We did, as reported in this space last week, make a transition to a new publishing platform. It did require more of some of us than others.

I should confess that of all of those who participated in the move to the new system, I was the most resistant to change. I’ve raised hanging back to an art form.

This has nothing to do with being older than most of my colleagues, but the fact that since emerging from the womb I have found most everything just fine and usually see no reason for change.

But our growth in content and readers left us with no choice.

So change we did. And it came during a time when food safety events were popping. We made the change with a Listeria outbreak from cheese imported from Italy, the massive E. coli recall of beef from Canada, and the Salmonella Thompson outbreak involving smoked salmon associated with a Dutch company that’s made hundreds of people ill both in the Netherlands and the U.S.

Anyway, it took a lot of concentration on everybody’s part and it got me to thinking about others who may be hitting their own capacity walls and might be finding themselves doing too much multitasking.

Specifically, it got me to thinking about how they are doing down at the federal Centers for Disease Control and Prevention (CDC) in Atlanta. Has anybody else noticed they’ve had a lot on their plates the last few months?
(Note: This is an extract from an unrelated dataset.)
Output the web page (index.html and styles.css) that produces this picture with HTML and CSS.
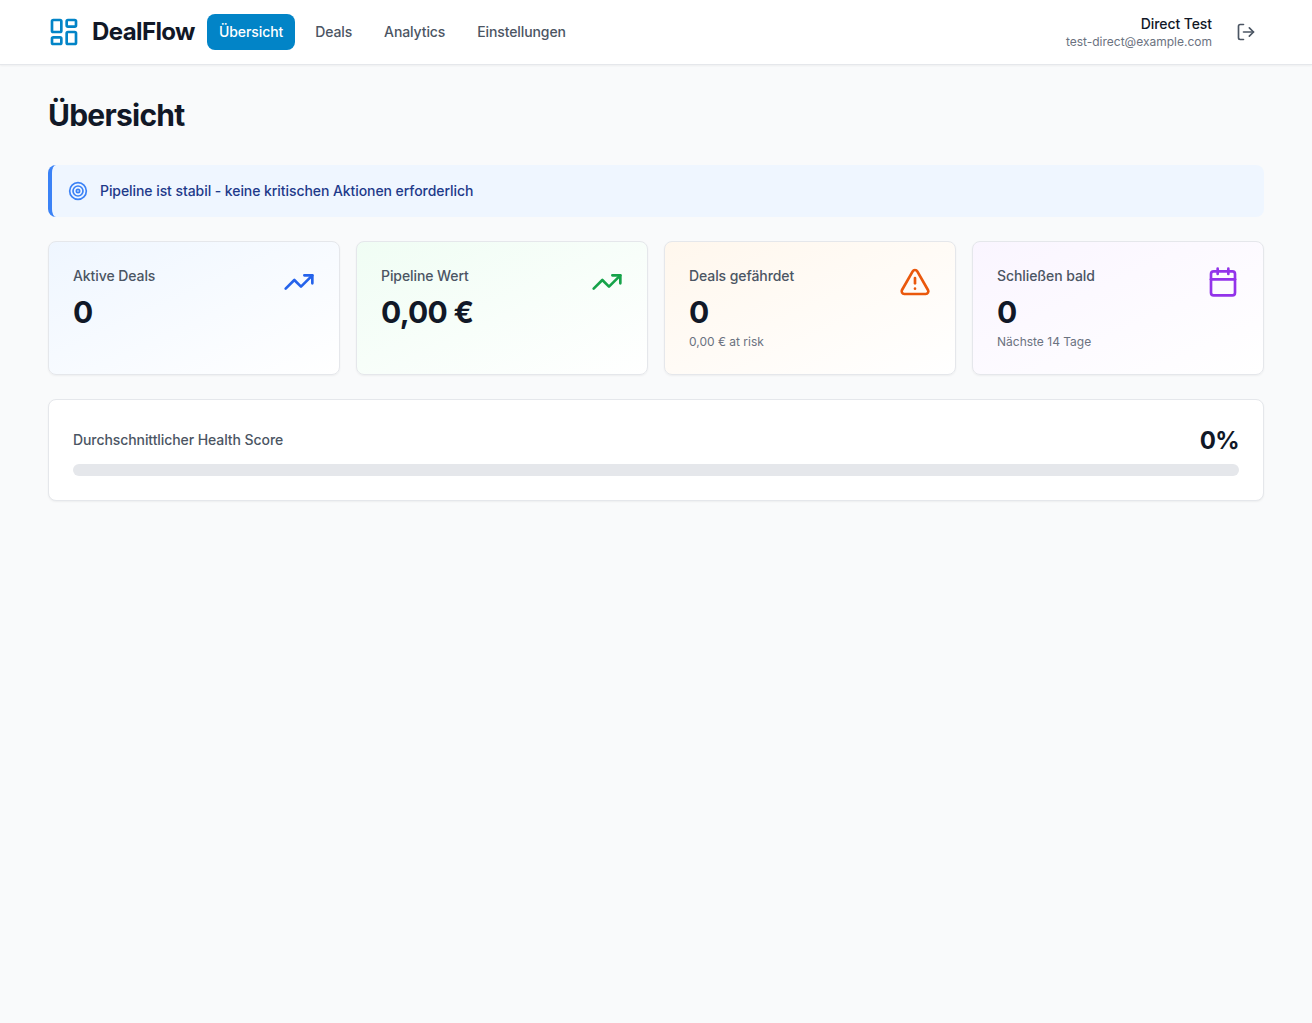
FILE: index.html
```html
<!DOCTYPE html>
<html lang="de">
<head>
<meta charset="utf-8">
<title>DealFlow</title>
<link rel="stylesheet" href="styles.css">
</head>
<body>
<header class="topbar">
  <div class="brand-nav">
    <svg class="icon logo" viewBox="0 0 24 24"><rect x="3" y="3" width="7" height="9" rx="1"/><rect x="14" y="3" width="7" height="5" rx="1"/><rect x="14" y="12" width="7" height="9" rx="1"/><rect x="3" y="16" width="7" height="5" rx="1"/></svg>
    <span class="brand">DealFlow</span>
    <nav class="nav">
      <a class="nav-item active">Übersicht</a>
      <a class="nav-item">Deals</a>
      <a class="nav-item">Analytics</a>
      <a class="nav-item">Einstellungen</a>
    </nav>
  </div>
  <div class="user-area">
    <div class="user">
      <div class="user-name">Direct Test</div>
      <div class="user-mail">test-direct@example.com</div>
    </div>
    <button class="logout" type="button">
      <svg class="icon logout-icon" viewBox="0 0 24 24"><path d="M9 21H5a2 2 0 0 1-2-2V5a2 2 0 0 1 2-2h4"/><polyline points="16 17 21 12 16 7"/><line x1="21" y1="12" x2="9" y2="12"/></svg>
    </button>
  </div>
</header>
<main class="main">
  <h1 class="title">Übersicht</h1>
  <div class="alert">
    <svg class="icon alert-icon" viewBox="0 0 24 24"><circle cx="12" cy="12" r="10"/><circle cx="12" cy="12" r="6"/><circle cx="12" cy="12" r="2"/></svg>
    <span>Pipeline ist stabil - keine kritischen Aktionen erforderlich</span>
  </div>
  <section class="stats">
    <article class="card stat blue">
      <div>
        <div class="label">Aktive Deals</div>
        <div class="value">0</div>
      </div>
      <svg class="icon stat-icon" viewBox="0 0 24 24"><polyline points="22 7 13.5 15.5 8.5 10.5 2 17"/><polyline points="16 7 22 7 22 13"/></svg>
    </article>
    <article class="card stat green">
      <div>
        <div class="label">Pipeline Wert</div>
        <div class="value">0,00 €</div>
      </div>
      <svg class="icon stat-icon" viewBox="0 0 24 24"><polyline points="22 7 13.5 15.5 8.5 10.5 2 17"/><polyline points="16 7 22 7 22 13"/></svg>
    </article>
    <article class="card stat orange">
      <div>
        <div class="label">Deals gefährdet</div>
        <div class="value">0</div>
        <div class="sub">0,00 € at risk</div>
      </div>
      <svg class="icon stat-icon" viewBox="0 0 24 24"><path d="m21.73 18-8-14a2 2 0 0 0-3.48 0l-8 14A2 2 0 0 0 4 21h16a2 2 0 0 0 1.73-3"/><path d="M12 9v4"/><path d="M12 17h.01"/></svg>
    </article>
    <article class="card stat purple">
      <div>
        <div class="label">Schließen bald</div>
        <div class="value">0</div>
        <div class="sub">Nächste 14 Tage</div>
      </div>
      <svg class="icon stat-icon" viewBox="0 0 24 24"><path d="M8 2v4"/><path d="M16 2v4"/><rect x="3" y="4" width="18" height="18" rx="2"/><path d="M3 10h18"/></svg>
    </article>
  </section>
  <section class="card health">
    <div class="health-row">
      <span class="label">Durchschnittlicher Health Score</span>
      <span class="score">0%</span>
    </div>
    <div class="track"></div>
  </section>
</main>
</body>
</html>
```
FILE: styles.css
```css
* { box-sizing: border-box; }
html, body { margin: 0; padding: 0; }
body {
  min-height: 1023px;
  background: #f9fafb;
  color: #111827;
  font-family: Inter, "Liberation Sans", sans-serif;
}
.icon {
  fill: none;
  stroke: currentColor;
  stroke-width: 2;
  stroke-linecap: round;
  stroke-linejoin: round;
  flex: none;
  display: block;
}
.topbar {
  height: 65px;
  padding: 0 48px;
  display: flex;
  align-items: center;
  justify-content: space-between;
  background: #fff;
  border-bottom: 1px solid #e5e7eb;
  box-shadow: 0 1px 2px rgba(0, 0, 0, .05);
}
.brand-nav { display: flex; align-items: center; }
.logo { width: 32px; height: 32px; color: #0284c7; }
.brand {
  margin-left: 12px;
  font-size: 24px;
  line-height: 32px;
  font-weight: 700;
  letter-spacing: -0.6px;
  color: #111827;
}
.nav { display: flex; gap: 8px; margin-left: 12px; }
.nav-item {
  padding: 8px 12px;
  height: 36px;
  border-radius: 8px;
  font-size: 14px;
  line-height: 20px;
  font-weight: 500;
  letter-spacing: -0.11px;
  color: #4b5563;
}
.nav-item.active { background: #0284c7; color: #fff; letter-spacing: -0.08px; }
.user-area { display: flex; align-items: center; gap: 16px; }
.user { text-align: right; }
.user-name { font-size: 14px; line-height: 20px; font-weight: 500; letter-spacing: -0.08px; color: #111827; }
.user-mail { font-size: 12px; line-height: 16px; color: #6b7280; }
.logout {
  padding: 8px;
  border: 0;
  background: transparent;
  color: #4b5563;
  border-radius: 8px;
}
.logout-icon { width: 20px; height: 20px; }
.main { padding: 32px 48px; }
.title {
  margin: 0 0 32px;
  font-size: 30px;
  line-height: 36px;
  font-weight: 700;
  letter-spacing: -0.75px;
  color: #111827;
}
.alert {
  display: flex;
  align-items: center;
  gap: 12px;
  padding: 16px;
  margin-bottom: 24px;
  background: #eff6ff;
  border-left: 4px solid #3b82f6;
  border-radius: 8px;
  font-size: 14px;
  line-height: 20px;
  font-weight: 500;
  letter-spacing: -0.07px;
  color: #1e3a8a;
}
.alert-icon { width: 20px; height: 20px; color: #3b82f6; }
.stats {
  display: grid;
  grid-template-columns: repeat(4, 1fr);
  gap: 16px;
  margin-bottom: 24px;
}
.card {
  padding: 24px;
  background: #fff;
  border: 1px solid #e5e7eb;
  border-radius: 8px;
  box-shadow: 0 1px 2px rgba(0, 0, 0, .05);
}
.stat { display: flex; justify-content: space-between; align-items: flex-start; }
.blue { background: linear-gradient(to bottom right, #eff6ff, #fff); }
.green { background: linear-gradient(to bottom right, #f0fdf4, #fff); }
.orange { background: linear-gradient(to bottom right, #fff7ed, #fff); }
.purple { background: linear-gradient(to bottom right, #faf5ff, #fff); }
.label { font-size: 14px; line-height: 20px; font-weight: 500; letter-spacing: -0.08px; color: #4b5563; }
.value {
  margin-top: 8px;
  font-size: 30px;
  line-height: 36px;
  font-weight: 700;
  letter-spacing: -0.7px;
  color: #111827;
}
.sub { margin-top: 4px; font-size: 12px; line-height: 16px; color: #6b7280; }
.stat-icon { width: 32px; height: 32px; }
.blue .stat-icon { color: #2563eb; }
.green .stat-icon { color: #16a34a; }
.orange .stat-icon { color: #ea580c; }
.purple .stat-icon { color: #9333ea; }
.health-row {
  display: flex;
  align-items: center;
  justify-content: space-between;
  margin-bottom: 8px;
}
.score { padding-top: 2px; font-size: 24px; line-height: 30px; font-weight: 700; letter-spacing: -0.6px; color: #111827; }
.track { height: 12px; border-radius: 9999px; background: #e5e7eb; }
```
CDC has to deal with all of these food-related outbreaks while also handling Hantavirus, Meningitis, and West Nile Virus, which together have killed 173 this year.

I’ve been one whose been quick to be critical of CDC, especially for their lack of basic transparency as when the Atlanta-based agency sometimes declines to even say who the players are in an outbreak as they did earlier this year in trying to keep Taco Bell’s name out of the public report.

But even I have to acknowledge now that CDC more than has its hands full. Consider these active outbreaks it is now involved in:

U.S.-Based Outbreaks:

• Meningitis – Multistate outbreak
, First announced October 2012

• Peanut Butter – Salmonella Bredeney
, First announced September 2012

• Ricotta Salata Cheese – Listeriosis,
First announced September 2012

• Hedgehogs – Human Salmonella Typhimurium Infections, 
First announced September 2012

• Mangoes – Salmonella Braenderup
, First announced August 2012

• Yosemite National Park – Hantavirus
, First announced August 2012

• Cantaloupes – Salmonella Typhimurium Infections, 
First announced August 2012

• 2012 West Nile Virus

• Pertussis (Whooping Cough) in Washington, 
First announced April 2012

• Small Turtles – Human Salmonella Infections
, First announced March 2012

Outbreaks Affecting International Travelers:

• Ebola Hemorrhagic Fever Outbreak in Democratic Republic of Congo
, First announced August 2012

• Ebola Hemorrhagic Fever Outbreak in Uganda
, First announced July 2012

Each of these outbreaks as an isolated event could be routine, and except for those who are directly impacted not something a lot of people would notice. However, taken together, CDC is managing what must be an historic amount of major outbreaks.

CDC presumably has different personnel assigned to handle different types of outbreaks. But what’s the capacity of the agency and its labs to handle multiple lines of outbreaks all at once?

We seem to have noticed that reports and updates for food borne illness outbreaks go faster there are not so many non-food outbreaks drawing on the the agency’s resources.

For example, as I write this, we have not had an update on the Salmonella Typhimurium outbreak involving Mexico mangoes since mid-September. But when CDC is working on Ebola in Africa and probably SARS in the Middle East should we cut them some slack?

The fact is we probably do not. We were not appreciative enough for Friday’s update on the peanut butter outbreak because we also want to see an update on the Mexican mangoes outbreak, which has gone without an update for almost three weeks.

The military for years made the case that it had to have the capacity to fight a war on two fronts, or two entirely different wars. I am not sure where all that’s at today, but it raises a good question for CDC. What is its capacity for handling multiple outbreaks?

Right now, the agency has a lot of balls in the air with apparent success. None of these outbreaks large enough to have captured or held the attention (or fear) of the American public. But what if they did? How close to capacity is CDC in operations right now?

Maybe CDC is great at multitasking and doing a lot of unexpected tasks all at once. But maybe they are not. Now would be a good time to benchmark how CDC is doing and make the necessary adjustments before those labs down in Atlanta are involved in something that scares the bejesus out of us.